In Respect to Tourism

06.01.07

The young Australian—tall, dark, beautiful—wore hot pants. Her friend—tall, blonde, beautiful—wore shorts. So dressed, the two explored the Buddhist capital of Laos. They rode bicycles, they meandered in and out of ancient temples, and they caused jaws to drop all across this conservative town. I've seen it here in Luang Prabang, and I've seen it across Southeast Asia: female tourists barely clad, insulting the local religion (whose edicts clearly forbid entering a temple with bare shoulders or legs). Men do it, too, and it's not just with attire. As more and more tourists frequent the region's traditional backroads, cultural faux pas are committed left and right.
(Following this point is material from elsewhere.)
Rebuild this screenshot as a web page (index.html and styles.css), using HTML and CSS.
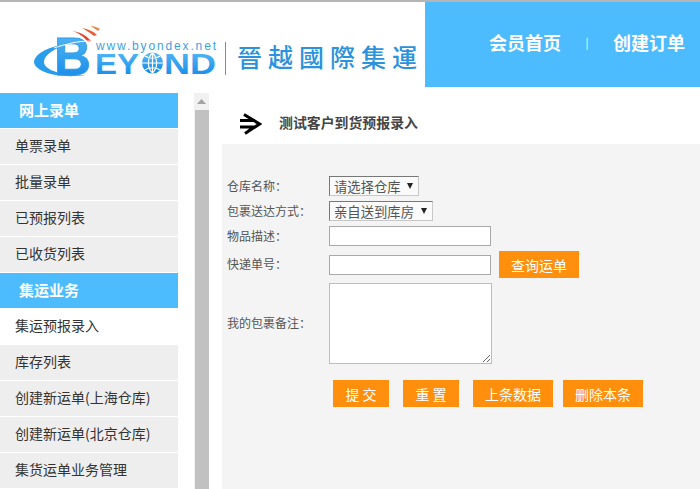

Tourists, with their clicking cameras, disrupt the daily ritual of alms-giving, towering over monks (one should squat or kneel in a monk's presence) and offering gifts with the left hand (which should be reserved for dirty tasks). I cringe to hear middle-aged Europeans snapping at waiters and sneering at food deemed too spicy or unclean. I bristle when foreigners shout in the faces of locals over hotel reservations and restaurant bills. My husband and I both tire of overheard conversations borne of ignorance: "What country are we in?" (I've heard that one a couple of times). "What's the big river over there?" (That would be the Mekong). "Isn't this a Communist country." (Yes, it is). A note: Americans do seem to be better mannered than many other foreign tourists.